"Roland Reiss: Floral Paintings and Miniatures" at Diane Rosenstein consists of five tabletop sculptures the L.A. artist handcrafted from 1977 to 1991 (with the fastidiousness of a top-notch model railroader) and 13 canvases he painted over the last six years (with the deliberateness of a surgeon).
The pairing is brilliant: It highlights the subtle strangeness of Reiss' flower paintings while accentuating the abstract impetus at the heart of his dioramas.
Reiss' floral paintings are discombobulated bouquets. Each is a still life that has been dissected and laid out with ruthless rationality, sublime confidence and impish delight. Sometimes the colors of Reiss' roses, lilies and sunflowers match their worldly counterparts. More often, they don't.
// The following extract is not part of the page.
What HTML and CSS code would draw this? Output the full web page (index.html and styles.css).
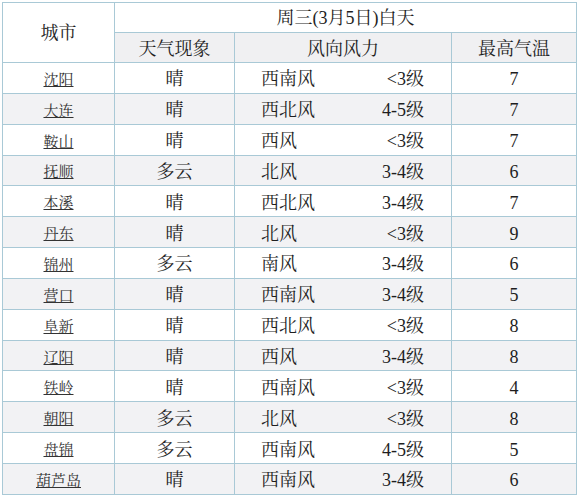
FILE: index.html
```
<!DOCTYPE html>
<html lang="zh">
<head>
<meta charset="utf-8">
<link rel="stylesheet" href="styles.css">
</head>
<body>
<table class="wx">
  <colgroup>
    <col class="c-city"><col class="c-wea"><col class="c-wind"><col class="c-temp">
  </colgroup>
  <thead>
    <tr class="h1">
      <th rowspan="2" class="city-h">城市</th>
      <th colspan="3" class="date-h">周三(3月5日)白天</th>
    </tr>
    <tr class="h2">
      <th>天气现象</th>
      <th>风向风力</th>
      <th>最高气温</th>
    </tr>
  </thead>
  <tbody>
    <tr><td class="city"><a href="#">沈阳</a></td><td>晴</td><td class="wind"><span class="dir">西南风</span><span class="lvl">&lt;3级</span></td><td>7</td></tr>
    <tr><td class="city"><a href="#">大连</a></td><td>晴</td><td class="wind"><span class="dir">西北风</span><span class="lvl">4-5级</span></td><td>7</td></tr>
    <tr><td class="city"><a href="#">鞍山</a></td><td>晴</td><td class="wind"><span class="dir">西风</span><span class="lvl">&lt;3级</span></td><td>7</td></tr>
    <tr><td class="city"><a href="#">抚顺</a></td><td>多云</td><td class="wind"><span class="dir">北风</span><span class="lvl">3-4级</span></td><td>6</td></tr>
    <tr><td class="city"><a href="#">本溪</a></td><td>晴</td><td class="wind"><span class="dir">西北风</span><span class="lvl">3-4级</span></td><td>7</td></tr>
    <tr><td class="city"><a href="#">丹东</a></td><td>晴</td><td class="wind"><span class="dir">北风</span><span class="lvl">&lt;3级</span></td><td>9</td></tr>
    <tr><td class="city"><a href="#">锦州</a></td><td>多云</td><td class="wind"><span class="dir">南风</span><span class="lvl">3-4级</span></td><td>6</td></tr>
    <tr><td class="city"><a href="#">营口</a></td><td>晴</td><td class="wind"><span class="dir">西南风</span><span class="lvl">3-4级</span></td><td>5</td></tr>
    <tr><td class="city"><a href="#">阜新</a></td><td>晴</td><td class="wind"><span class="dir">西北风</span><span class="lvl">&lt;3级</span></td><td>8</td></tr>
    <tr><td class="city"><a href="#">辽阳</a></td><td>晴</td><td class="wind"><span class="dir">西风</span><span class="lvl">3-4级</span></td><td>8</td></tr>
    <tr><td class="city"><a href="#">铁岭</a></td><td>晴</td><td class="wind"><span class="dir">西南风</span><span class="lvl">&lt;3级</span></td><td>4</td></tr>
    <tr><td class="city"><a href="#">朝阳</a></td><td>多云</td><td class="wind"><span class="dir">北风</span><span class="lvl">&lt;3级</span></td><td>8</td></tr>
    <tr><td class="city"><a href="#">盘锦</a></td><td>多云</td><td class="wind"><span class="dir">西南风</span><span class="lvl">4-5级</span></td><td>5</td></tr>
    <tr><td class="city"><a href="#">葫芦岛</a></td><td>晴</td><td class="wind"><span class="dir">西南风</span><span class="lvl">3-4级</span></td><td>6</td></tr>
  </tbody>
</table>
</body>
</html>
```
FILE: styles.css
```
html, body {
  margin: 0;
  padding: 0;
  background: #ffffff;
}
body {
  padding: 2px 0 0 2px;
  font-family: "Liberation Serif", "Noto Serif CJK SC", "Noto Sans CJK SC", serif;
  color: #1e1e1e;
}
.wx {
  border-collapse: collapse;
  table-layout: fixed;
  width: 574px;
  font-size: 18px;
}
.c-city { width: 112px; }
.c-wea { width: 120px; }
.c-wind { width: 217px; }
.c-temp { width: 125px; }
.wx th,
.wx td {
  border: 1px solid #a9c9d6;
  padding: 0;
  text-align: center;
  font-weight: normal;
  line-height: 20px;
}
.wx thead tr { height: 30px; }
.wx tbody tr { height: 30.85px; }
.h1 th { background: #ffffff; }
.h2 th { background: #f0f0f2; padding-top: 2px; }
.city-h { background: #ffffff; }
.wx tbody tr:nth-child(even) td { background: #f2f2f4; }
.wx td { padding-top: 3px; }
.city a {
  color: #333333;
  font-size: 15px;
  text-decoration: underline;
}
.wx td.wind {
  padding-left: 26px;
  padding-right: 27px;
}
.wind .dir { float: left; }
.wind .lvl { float: right; }
.wind::after {
  content: "";
  display: block;
  clear: both;
}
```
Somehow, Reiss manages to make dirt-brown blossoms and neon-blue petals look beautiful — not at all natural but no less lovely for their artificiality.
Reiss' love of aesthetic conundrums also comes through when he flattens 3-D forms, sneaks landscapes into still lifes, smuggles koi ponds into vases and transforms flower stems into the painterly equivalent of rebar: the skeletal structure of sturdy images that are more flexible than the literal things they represent.
That's exactly what Reiss' dioramas do: pack so much stuff into such small spaces that no single story can encompass everything in them. Meaning mutates. Everything depends on where your eyes go and how you make sense of the non sequiturs Reiss has so carefully laid out.
Realism is not what it used to be when Reiss gets through with it. Neither is abstraction. The same goes for viewers.